Pictures are not part of the copy; repeat everything else in the records exactly.

Dataset excerpt
** Start **

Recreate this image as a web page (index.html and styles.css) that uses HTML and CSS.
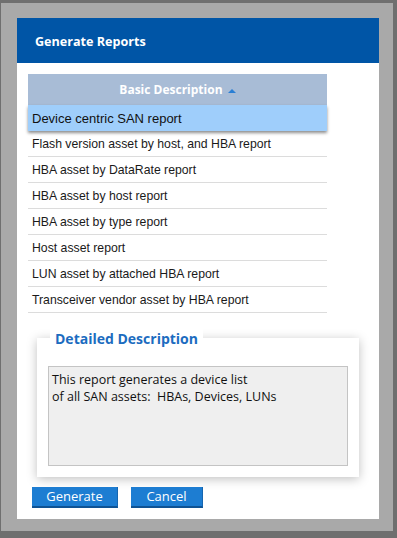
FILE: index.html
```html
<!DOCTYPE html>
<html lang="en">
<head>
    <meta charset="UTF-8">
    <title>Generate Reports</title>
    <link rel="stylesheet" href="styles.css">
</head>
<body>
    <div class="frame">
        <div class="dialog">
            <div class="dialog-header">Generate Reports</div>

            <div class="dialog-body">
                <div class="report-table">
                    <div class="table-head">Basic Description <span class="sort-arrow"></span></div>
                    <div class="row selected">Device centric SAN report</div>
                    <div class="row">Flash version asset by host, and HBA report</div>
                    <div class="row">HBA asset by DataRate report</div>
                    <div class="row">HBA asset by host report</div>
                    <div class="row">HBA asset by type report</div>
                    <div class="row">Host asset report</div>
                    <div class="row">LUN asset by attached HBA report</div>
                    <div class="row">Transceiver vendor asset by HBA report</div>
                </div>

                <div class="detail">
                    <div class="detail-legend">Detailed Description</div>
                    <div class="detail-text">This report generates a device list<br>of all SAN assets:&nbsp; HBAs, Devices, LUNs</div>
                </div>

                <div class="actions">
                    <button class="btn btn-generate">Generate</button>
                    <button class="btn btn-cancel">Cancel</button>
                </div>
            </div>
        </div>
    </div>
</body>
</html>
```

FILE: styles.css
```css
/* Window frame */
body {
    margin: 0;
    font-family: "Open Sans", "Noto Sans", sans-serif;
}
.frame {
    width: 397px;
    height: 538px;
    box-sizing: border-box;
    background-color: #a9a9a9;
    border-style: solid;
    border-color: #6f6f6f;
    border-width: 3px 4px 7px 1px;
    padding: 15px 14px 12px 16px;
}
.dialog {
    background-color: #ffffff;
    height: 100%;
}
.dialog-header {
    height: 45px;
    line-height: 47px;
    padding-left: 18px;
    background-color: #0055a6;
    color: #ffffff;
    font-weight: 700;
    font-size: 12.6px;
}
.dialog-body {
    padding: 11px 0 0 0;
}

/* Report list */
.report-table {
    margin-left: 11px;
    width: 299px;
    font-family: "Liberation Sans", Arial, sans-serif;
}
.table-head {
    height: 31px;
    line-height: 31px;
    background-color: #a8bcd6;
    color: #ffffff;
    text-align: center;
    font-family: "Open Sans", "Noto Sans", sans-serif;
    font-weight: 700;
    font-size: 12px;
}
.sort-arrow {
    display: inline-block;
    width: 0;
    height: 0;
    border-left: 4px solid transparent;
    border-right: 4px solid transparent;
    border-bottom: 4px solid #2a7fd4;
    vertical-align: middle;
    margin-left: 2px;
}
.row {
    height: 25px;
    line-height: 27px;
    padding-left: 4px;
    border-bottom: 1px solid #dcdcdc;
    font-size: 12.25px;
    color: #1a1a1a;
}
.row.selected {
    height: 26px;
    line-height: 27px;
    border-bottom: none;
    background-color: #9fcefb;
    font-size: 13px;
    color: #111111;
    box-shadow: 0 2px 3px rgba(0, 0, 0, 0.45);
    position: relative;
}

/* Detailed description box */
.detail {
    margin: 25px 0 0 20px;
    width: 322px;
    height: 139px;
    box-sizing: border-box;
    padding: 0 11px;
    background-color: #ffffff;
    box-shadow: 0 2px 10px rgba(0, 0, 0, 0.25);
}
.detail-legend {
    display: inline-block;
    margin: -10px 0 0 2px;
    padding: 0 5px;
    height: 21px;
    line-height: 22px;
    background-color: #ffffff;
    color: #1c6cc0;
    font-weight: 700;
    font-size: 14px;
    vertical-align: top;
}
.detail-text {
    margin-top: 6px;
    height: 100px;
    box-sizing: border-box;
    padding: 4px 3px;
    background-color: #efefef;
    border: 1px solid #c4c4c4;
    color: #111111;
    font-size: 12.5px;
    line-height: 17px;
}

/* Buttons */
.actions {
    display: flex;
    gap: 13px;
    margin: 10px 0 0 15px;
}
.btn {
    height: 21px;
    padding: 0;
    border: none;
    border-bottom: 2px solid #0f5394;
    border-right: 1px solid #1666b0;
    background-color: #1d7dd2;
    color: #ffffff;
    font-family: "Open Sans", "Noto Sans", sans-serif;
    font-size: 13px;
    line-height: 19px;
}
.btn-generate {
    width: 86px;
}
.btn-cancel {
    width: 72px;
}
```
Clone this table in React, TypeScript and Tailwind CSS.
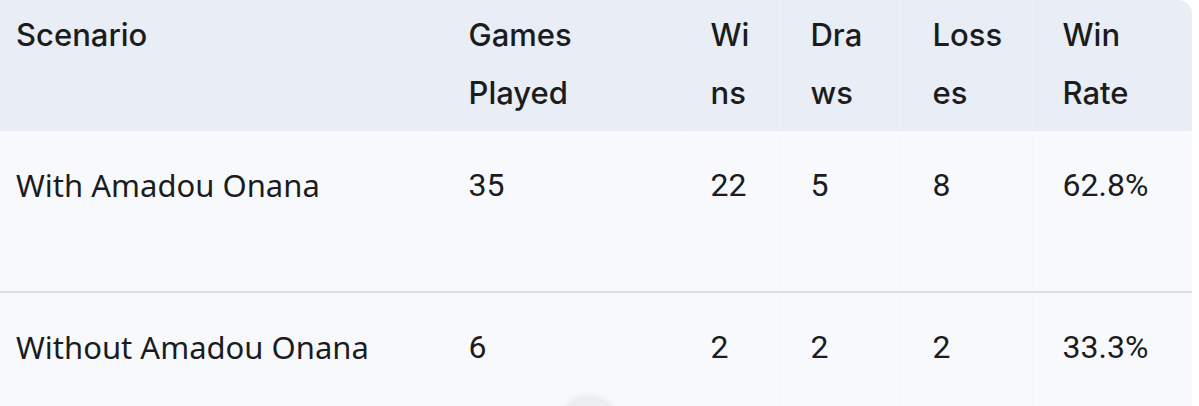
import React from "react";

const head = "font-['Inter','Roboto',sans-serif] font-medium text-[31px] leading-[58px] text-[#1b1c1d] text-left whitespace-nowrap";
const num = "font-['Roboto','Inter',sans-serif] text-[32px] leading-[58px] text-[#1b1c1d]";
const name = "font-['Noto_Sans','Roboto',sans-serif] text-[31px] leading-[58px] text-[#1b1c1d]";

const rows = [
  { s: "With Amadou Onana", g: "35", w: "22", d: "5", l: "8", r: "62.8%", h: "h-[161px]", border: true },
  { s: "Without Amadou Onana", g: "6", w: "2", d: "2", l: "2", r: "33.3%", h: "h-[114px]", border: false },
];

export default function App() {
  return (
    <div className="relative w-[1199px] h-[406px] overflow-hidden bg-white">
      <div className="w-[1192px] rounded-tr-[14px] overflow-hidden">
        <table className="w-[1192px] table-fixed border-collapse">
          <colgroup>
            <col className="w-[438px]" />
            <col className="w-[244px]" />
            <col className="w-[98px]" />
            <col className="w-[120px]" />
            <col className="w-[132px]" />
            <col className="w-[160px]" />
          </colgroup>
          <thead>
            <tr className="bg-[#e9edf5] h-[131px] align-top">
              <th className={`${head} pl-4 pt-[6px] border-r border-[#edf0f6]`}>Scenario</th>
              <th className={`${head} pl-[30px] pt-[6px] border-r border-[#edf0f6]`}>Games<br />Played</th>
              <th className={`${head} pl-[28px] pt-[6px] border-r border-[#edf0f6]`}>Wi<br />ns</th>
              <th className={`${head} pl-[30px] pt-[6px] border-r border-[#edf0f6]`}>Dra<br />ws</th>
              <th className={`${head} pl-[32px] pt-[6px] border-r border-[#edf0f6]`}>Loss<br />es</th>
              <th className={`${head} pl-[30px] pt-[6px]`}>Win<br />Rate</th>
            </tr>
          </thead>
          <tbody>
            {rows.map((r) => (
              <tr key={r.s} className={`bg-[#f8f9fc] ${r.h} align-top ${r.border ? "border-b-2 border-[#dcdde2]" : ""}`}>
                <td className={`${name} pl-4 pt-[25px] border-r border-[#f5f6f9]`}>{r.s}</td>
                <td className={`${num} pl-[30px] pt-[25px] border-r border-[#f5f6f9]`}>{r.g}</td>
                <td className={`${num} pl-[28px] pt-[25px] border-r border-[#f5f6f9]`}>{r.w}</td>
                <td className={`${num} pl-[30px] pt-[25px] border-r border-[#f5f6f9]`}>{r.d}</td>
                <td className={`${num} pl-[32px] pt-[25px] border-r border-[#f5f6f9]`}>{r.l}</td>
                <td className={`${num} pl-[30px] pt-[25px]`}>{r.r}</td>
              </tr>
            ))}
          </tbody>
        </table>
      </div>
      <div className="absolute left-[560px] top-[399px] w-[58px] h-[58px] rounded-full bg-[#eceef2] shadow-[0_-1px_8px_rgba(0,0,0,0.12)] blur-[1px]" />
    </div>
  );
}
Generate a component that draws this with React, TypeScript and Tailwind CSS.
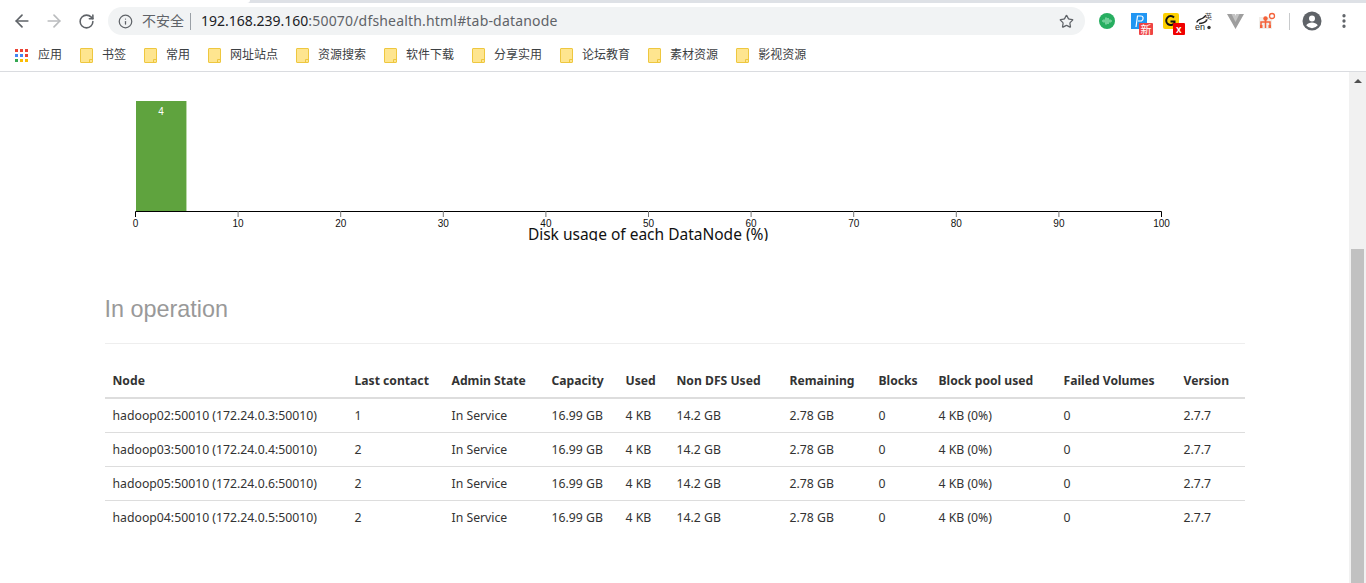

** End **

**WRITTEN RESPONSE:**
Recreate this image as a web page (index.html and styles.css) that uses HTML and CSS.
FILE: index.html
```html
<!DOCTYPE html>
<html lang="en">
<head>
    <meta charset="UTF-8">
    <title>Generate Reports</title>
    <link rel="stylesheet" href="styles.css">
</head>
<body>
    <div class="frame">
        <div class="dialog">
            <div class="dialog-header">Generate Reports</div>

            <div class="dialog-body">
                <div class="report-table">
                    <div class="table-head">Basic Description <span class="sort-arrow"></span></div>
                    <div class="row selected">Device centric SAN report</div>
                    <div class="row">Flash version asset by host, and HBA report</div>
                    <div class="row">HBA asset by DataRate report</div>
                    <div class="row">HBA asset by host report</div>
                    <div class="row">HBA asset by type report</div>
                    <div class="row">Host asset report</div>
                    <div class="row">LUN asset by attached HBA report</div>
                    <div class="row">Transceiver vendor asset by HBA report</div>
                </div>

                <div class="detail">
                    <div class="detail-legend">Detailed Description</div>
                    <div class="detail-text">This report generates a device list<br>of all SAN assets:&nbsp; HBAs, Devices, LUNs</div>
                </div>

                <div class="actions">
                    <button class="btn btn-generate">Generate</button>
                    <button class="btn btn-cancel">Cancel</button>
                </div>
            </div>
        </div>
    </div>
</body>
</html>
```

FILE: styles.css
```css
/* Window frame */
body {
    margin: 0;
    font-family: "Open Sans", "Noto Sans", sans-serif;
}
.frame {
    width: 397px;
    height: 538px;
    box-sizing: border-box;
    background-color: #a9a9a9;
    border-style: solid;
    border-color: #6f6f6f;
    border-width: 3px 4px 7px 1px;
    padding: 15px 14px 12px 16px;
}
.dialog {
    background-color: #ffffff;
    height: 100%;
}
.dialog-header {
    height: 45px;
    line-height: 47px;
    padding-left: 18px;
    background-color: #0055a6;
    color: #ffffff;
    font-weight: 700;
    font-size: 12.6px;
}
.dialog-body {
    padding: 11px 0 0 0;
}

/* Report list */
.report-table {
    margin-left: 11px;
    width: 299px;
    font-family: "Liberation Sans", Arial, sans-serif;
}
.table-head {
    height: 31px;
    line-height: 31px;
    background-color: #a8bcd6;
    color: #ffffff;
    text-align: center;
    font-family: "Open Sans", "Noto Sans", sans-serif;
    font-weight: 700;
    font-size: 12px;
}
.sort-arrow {
    display: inline-block;
    width: 0;
    height: 0;
    border-left: 4px solid transparent;
    border-right: 4px solid transparent;
    border-bottom: 4px solid #2a7fd4;
    vertical-align: middle;
    margin-left: 2px;
}
.row {
    height: 25px;
    line-height: 27px;
    padding-left: 4px;
    border-bottom: 1px solid #dcdcdc;
    font-size: 12.25px;
    color: #1a1a1a;
}
.row.selected {
    height: 26px;
    line-height: 27px;
    border-bottom: none;
    background-color: #9fcefb;
    font-size: 13px;
    color: #111111;
    box-shadow: 0 2px 3px rgba(0, 0, 0, 0.45);
    position: relative;
}

/* Detailed description box */
.detail {
    margin: 25px 0 0 20px;
    width: 322px;
    height: 139px;
    box-sizing: border-box;
    padding: 0 11px;
    background-color: #ffffff;
    box-shadow: 0 2px 10px rgba(0, 0, 0, 0.25);
}
.detail-legend {
    display: inline-block;
    margin: -10px 0 0 2px;
    padding: 0 5px;
    height: 21px;
    line-height: 22px;
    background-color: #ffffff;
    color: #1c6cc0;
    font-weight: 700;
    font-size: 14px;
    vertical-align: top;
}
.detail-text {
    margin-top: 6px;
    height: 100px;
    box-sizing: border-box;
    padding: 4px 3px;
    background-color: #efefef;
    border: 1px solid #c4c4c4;
    color: #111111;
    font-size: 12.5px;
    line-height: 17px;
}

/* Buttons */
.actions {
    display: flex;
    gap: 13px;
    margin: 10px 0 0 15px;
}
.btn {
    height: 21px;
    padding: 0;
    border: none;
    border-bottom: 2px solid #0f5394;
    border-right: 1px solid #1666b0;
    background-color: #1d7dd2;
    color: #ffffff;
    font-family: "Open Sans", "Noto Sans", sans-serif;
    font-size: 13px;
    line-height: 19px;
}
.btn-generate {
    width: 86px;
}
.btn-cancel {
    width: 72px;
}
```
Clone this table in React, TypeScript and Tailwind CSS.
import React from "react";

const head = "font-['Inter','Roboto',sans-serif] font-medium text-[31px] leading-[58px] text-[#1b1c1d] text-left whitespace-nowrap";
const num = "font-['Roboto','Inter',sans-serif] text-[32px] leading-[58px] text-[#1b1c1d]";
const name = "font-['Noto_Sans','Roboto',sans-serif] text-[31px] leading-[58px] text-[#1b1c1d]";

const rows = [
  { s: "With Amadou Onana", g: "35", w: "22", d: "5", l: "8", r: "62.8%", h: "h-[161px]", border: true },
  { s: "Without Amadou Onana", g: "6", w: "2", d: "2", l: "2", r: "33.3%", h: "h-[114px]", border: false },
];

export default function App() {
  return (
    <div className="relative w-[1199px] h-[406px] overflow-hidden bg-white">
      <div className="w-[1192px] rounded-tr-[14px] overflow-hidden">
        <table className="w-[1192px] table-fixed border-collapse">
          <colgroup>
            <col className="w-[438px]" />
            <col className="w-[244px]" />
            <col className="w-[98px]" />
            <col className="w-[120px]" />
            <col className="w-[132px]" />
            <col className="w-[160px]" />
          </colgroup>
          <thead>
            <tr className="bg-[#e9edf5] h-[131px] align-top">
              <th className={`${head} pl-4 pt-[6px] border-r border-[#edf0f6]`}>Scenario</th>
              <th className={`${head} pl-[30px] pt-[6px] border-r border-[#edf0f6]`}>Games<br />Played</th>
              <th className={`${head} pl-[28px] pt-[6px] border-r border-[#edf0f6]`}>Wi<br />ns</th>
              <th className={`${head} pl-[30px] pt-[6px] border-r border-[#edf0f6]`}>Dra<br />ws</th>
              <th className={`${head} pl-[32px] pt-[6px] border-r border-[#edf0f6]`}>Loss<br />es</th>
              <th className={`${head} pl-[30px] pt-[6px]`}>Win<br />Rate</th>
            </tr>
          </thead>
          <tbody>
            {rows.map((r) => (
              <tr key={r.s} className={`bg-[#f8f9fc] ${r.h} align-top ${r.border ? "border-b-2 border-[#dcdde2]" : ""}`}>
                <td className={`${name} pl-4 pt-[25px] border-r border-[#f5f6f9]`}>{r.s}</td>
                <td className={`${num} pl-[30px] pt-[25px] border-r border-[#f5f6f9]`}>{r.g}</td>
                <td className={`${num} pl-[28px] pt-[25px] border-r border-[#f5f6f9]`}>{r.w}</td>
                <td className={`${num} pl-[30px] pt-[25px] border-r border-[#f5f6f9]`}>{r.d}</td>
                <td className={`${num} pl-[32px] pt-[25px] border-r border-[#f5f6f9]`}>{r.l}</td>
                <td className={`${num} pl-[30px] pt-[25px]`}>{r.r}</td>
              </tr>
            ))}
          </tbody>
        </table>
      </div>
      <div className="absolute left-[560px] top-[399px] w-[58px] h-[58px] rounded-full bg-[#eceef2] shadow-[0_-1px_8px_rgba(0,0,0,0.12)] blur-[1px]" />
    </div>
  );
}
Generate a component that draws this with React, TypeScript and Tailwind CSS.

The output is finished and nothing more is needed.